Pero no me gusta la lluvia cuando tengo que ir a trabajar. Porque no me gustan los paraguas, no creo en los paraguas, pero tampoco creo en los pilotos ni en los sobretodos ni en las gabardinas. Soy demasiado grandote, si me pongo un piloto arriba del traje siento que no me puedo mover, que no te voy a poder tirar una trompada cuando me vengas a pedir dinero, que no me voy a poder ir corriendo cuando me digas que fuiste conmigo a la primaria, me pongo mal. Y tampoco puedo mojarme justo al ir a trabajar porque, precisamente, estoy yendo a trabajar. No es por mí, es por el traje, por los papeles que llevo, quiero cobrar, y uno de los requisitos para cobrar el sueldo es no aparecer arrasado por cualquier fenómeno climático. No transpirar demasiado en verano, no llegar tiritando en invierno. Parecer normal.
Llueve entonces, ya lo dije. Son las ocho de la mañana y llueve. Espero un poco pero es evidente que va a seguir lloviendo. Tengo que caminar cinco cuadras hasta el subte. Agarro el paraguas y salgo.
Camino media cuadra, menos, veinte pasos. Y para de llover. De un saque. Increíble. No cae una gota. Me voy a tomar un café a un bar. Pienso que voy a tener que cargar el paraguas todo el día y eso me hincha las bolas con locura. Es incómodo llevar algo que no sea un libro ni un cuaderno, moverse en el microcentro, molesta, si es que todavía en el microcentro existe algo que pueda molestar por encima de todas las molestias aún más.
Es fácil pienso. Vuelvo a casa, dejo el paraguas y ahí sí, voy al subte y a trabajar. Eso hago.
Bajo de mi casa por segunda vez.
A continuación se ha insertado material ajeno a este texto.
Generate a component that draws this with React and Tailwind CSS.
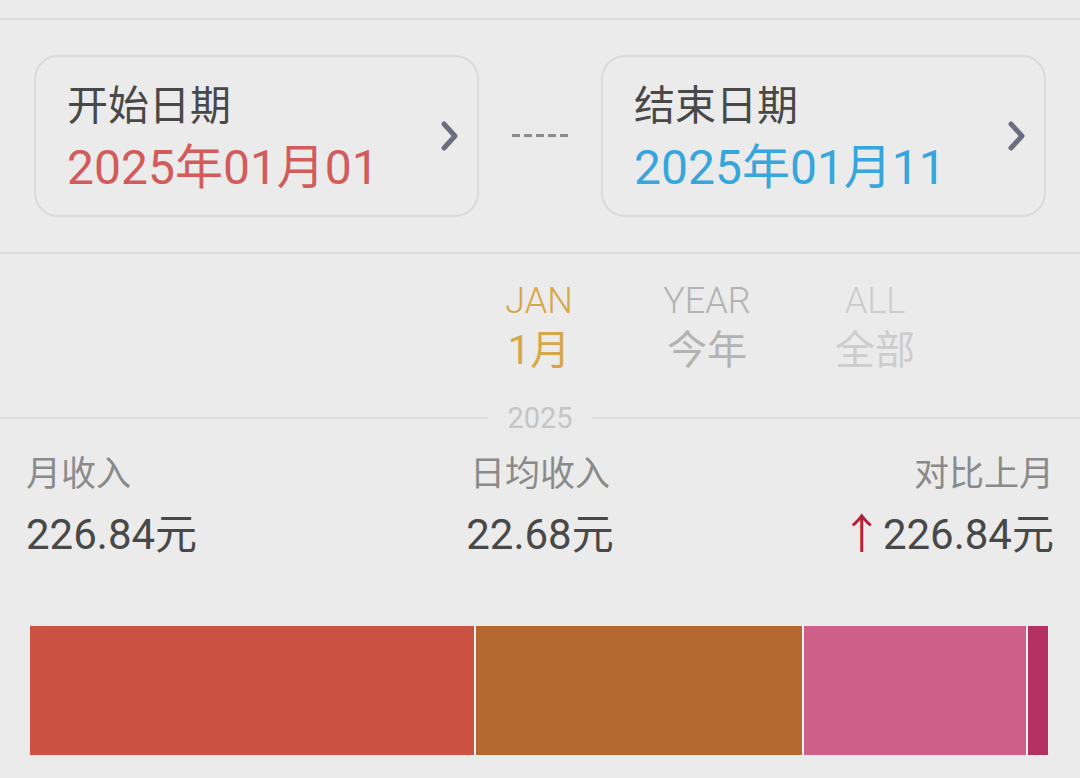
import React from 'react';

const font = { fontFamily: 'Roboto, "Noto Sans CJK SC", sans-serif' };

const Chevron = () => (
  <svg width="22" height="32" viewBox="0 0 22 32" fill="none">
    <path d="M5 4 L16 16 L5 28" stroke="#6a6e7e" strokeWidth="5" strokeLinecap="round" strokeLinejoin="round" />
  </svg>
);

const Dashes = () => (
  <svg width="56" height="4" viewBox="0 0 56 4">
    {[0, 1, 2, 3, 4].map((i) => (
      <rect key={i} x={i * 12} y="0" width="8" height="3" fill="#8c8c8c" />
    ))}
  </svg>
);

const DateCard = ({ label, value, valueClass }) => (
  <div className="w-[445px] h-[162px] rounded-[24px] border-2 border-[#dadada] flex items-center pl-[31px] pr-[16px]">
    <div className="flex-1 pt-[6px]">
      <div className="text-[41px] leading-[48px] text-[#484848]">{label}</div>
      <div className={`text-[48px] leading-[56px] mt-[10px] ${valueClass}`}>{value}</div>
    </div>
    <Chevron />
  </div>
);

const tabs = [
  { en: 'JAN', zh: '1月', en_c: 'text-[#d6a64a]', zh_c: 'text-[#d6a64a]' },
  { en: 'YEAR', zh: '今年', en_c: 'text-[#b3b3b3]', zh_c: 'text-[#b3b3b3]' },
  { en: 'ALL', zh: '全部', en_c: 'text-[#cdcdcd]', zh_c: 'text-[#cdcdcd]' },
];

const segments = [
  { w: 'w-[444px]', c: 'bg-[#cb5142]' },
  { w: 'w-[326px]', c: 'bg-[#b4672e]' },
  { w: 'w-[222px]', c: 'bg-[#cd5f88]' },
  { w: 'w-[20px]', c: 'bg-[#b42f62]' },
];

export default function App() {
  return (
    <div className="min-h-screen bg-[#ebebeb] overflow-hidden" style={font}>
      <div className="h-[18px]" />

      {/* date range */}
      <div className="border-y-2 border-[#dcdcdc] flex items-center pl-[34px] pr-[34px] pt-[35px] pb-[35px]">
        <DateCard label="开始日期" value="2025年01月01" valueClass="text-[#d25b5b]" />
        <div className="flex-1 flex justify-center">
          <Dashes />
        </div>
        <DateCard label="结束日期" value="2025年01月11" valueClass="text-[#36a6dd]" />
      </div>

      {/* period tabs */}
      <div className="flex pl-[455px] pt-[27px]">
        {tabs.map((t) => (
          <div key={t.en} className="w-[168px] flex flex-col items-center">
            <div className={`text-[36px] leading-[40px] font-light ${t.en_c}`}>{t.en}</div>
            <div className={`text-[40px] leading-[48px] mt-[6px] ${t.zh_c}`}>{t.zh}</div>
          </div>
        ))}
      </div>

      {/* year divider */}
      <div className="flex items-center mt-[26px]">
        <div className="flex-1 border-t-2 border-[#dedede]" />
        <div className="px-[19px] text-[29px] leading-[34px] text-[#c5c5c5]">2025</div>
        <div className="flex-1 border-t-2 border-[#dedede]" />
      </div>

      {/* summary */}
      <div className="grid grid-cols-3 px-[26px] mt-[20px]">
        <div>
          <div className="text-[35px] leading-[40px] text-[#8a8a8a]">月收入</div>
          <div className="text-[42px] leading-[48px] mt-[16px] text-[#484848]">226.84元</div>
        </div>
        <div className="text-center">
          <div className="text-[35px] leading-[40px] text-[#8a8a8a]">日均收入</div>
          <div className="text-[42px] leading-[48px] mt-[16px] text-[#484848]">22.68元</div>
        </div>
        <div className="text-right">
          <div className="text-[35px] leading-[40px] text-[#8a8a8a]">对比上月</div>
          <div className="text-[42px] leading-[48px] mt-[16px] text-[#484848]">
            <span className="text-[#b3203a]">↑</span>226.84元
          </div>
        </div>
      </div>

      {/* income breakdown bar */}
      <div className="flex gap-[2px] ml-[30px] mt-[67px] h-[129px] w-[1018px] bg-[#f3f3f3]">
        {segments.map((s, i) => (
          <div key={i} className={`${s.w} ${s.c} h-full`} />
        ))}
      </div>
    </div>
  );
}
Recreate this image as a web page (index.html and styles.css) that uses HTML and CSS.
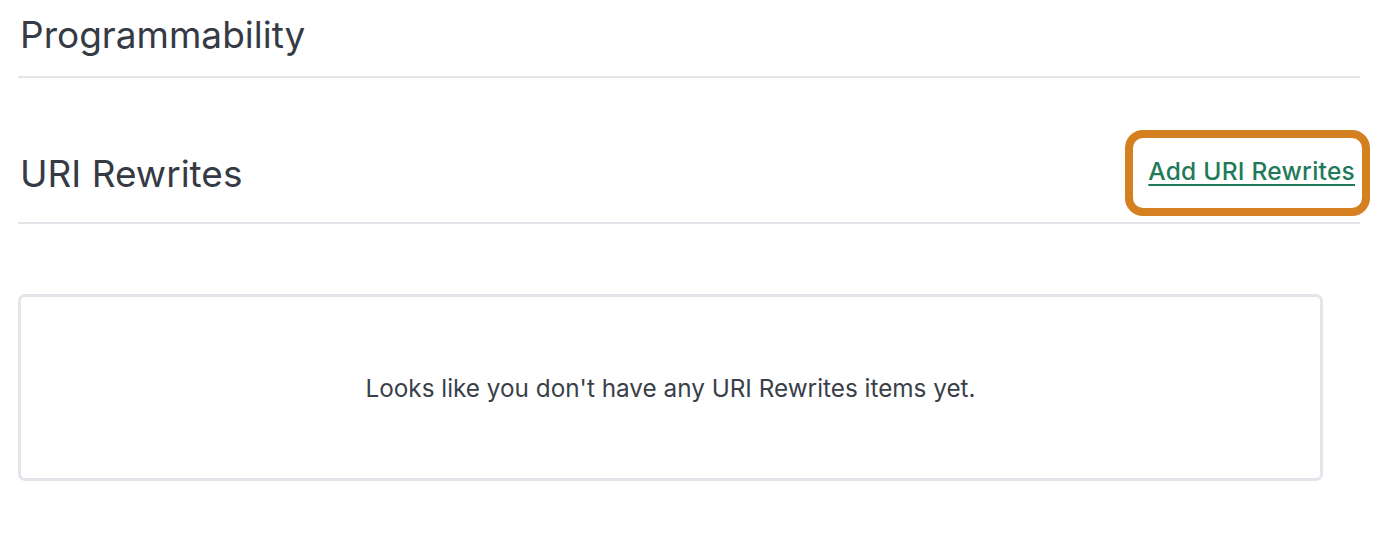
FILE: index.html
```html
<!DOCTYPE html>
<html>
<head>
<meta charset="utf-8">
<link rel="stylesheet" href="styles.css">
</head>
<body>
<div class="page">
  <div class="section-head first">
    <h2 class="title">Programmability</h2>
  </div>
  <div class="section-head second">
    <h2 class="title">URI Rewrites</h2>
    <a class="add-link" href="#">Add URI Rewrites</a>
  </div>
  <div class="empty-box">
    <p class="empty-text">Looks like you don't have any URI Rewrites items yet.</p>
  </div>
</div>
</body>
</html>
```
FILE: styles.css
```css
html, body {
  margin: 0;
  padding: 0;
  background: #ffffff;
}
.page {
  width: 1342px;
  margin-left: 18px;
  font-family: "Inter", "Liberation Sans", sans-serif;
  color: #353a45;
}
.section-head {
  display: flex;
  align-items: center;
  justify-content: space-between;
  border-bottom: 2px solid #e2e5e9;
}
.section-head.first {
  height: 76px;
  align-items: flex-start;
}
.section-head.first .title {
  margin-top: 11px;
}
.section-head.second {
  margin-top: 48px;
  height: 96px;
}
.title {
  margin: 0 0 0 2px;
  font-size: 37px;
  font-weight: 400;
  line-height: 48px;
  letter-spacing: 0;
}
.add-link {
  position: relative;
  margin-right: 5px;
  margin-bottom: 6px;
  font-size: 24.5px;
  line-height: 28px;
  font-weight: 500;
  letter-spacing: 0.25px;
  color: #1f7a5a;
  text-decoration: underline;
  text-underline-offset: 4px;
  text-decoration-thickness: 2px;
}
.add-link::after {
  content: "";
  position: absolute;
  left: -23px;
  right: -15px;
  top: -27px;
  bottom: -31px;
  border: 8px solid #d47f20;
  border-radius: 18px;
}
.empty-box {
  margin-top: 70px;
  width: 1299px;
  height: 181px;
  border: 3px solid #e2e6ea;
  border-radius: 7px;
  display: flex;
  align-items: center;
  justify-content: center;
}
.empty-text {
  margin: 0;
  font-size: 24.3px;
  color: #3a3f4a;
}
```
Camino media cuadra. Y se larga a llover. Con todo. Llueve como si fuera a llover toda la vida, como si no fuera a parar de llover nunca más.
Me empiezo a reír. Porque Dios existe. Porque está claro que Dios existe pero no, no para que vayas a la iglesia y le pidas que te crezca el pelo, o que Facundito consiga trabajo, o que vuelva tu patético novio. No, nada de eso. Lo que a Dios le gusta como a todos nosotros cada tanto, es bromear.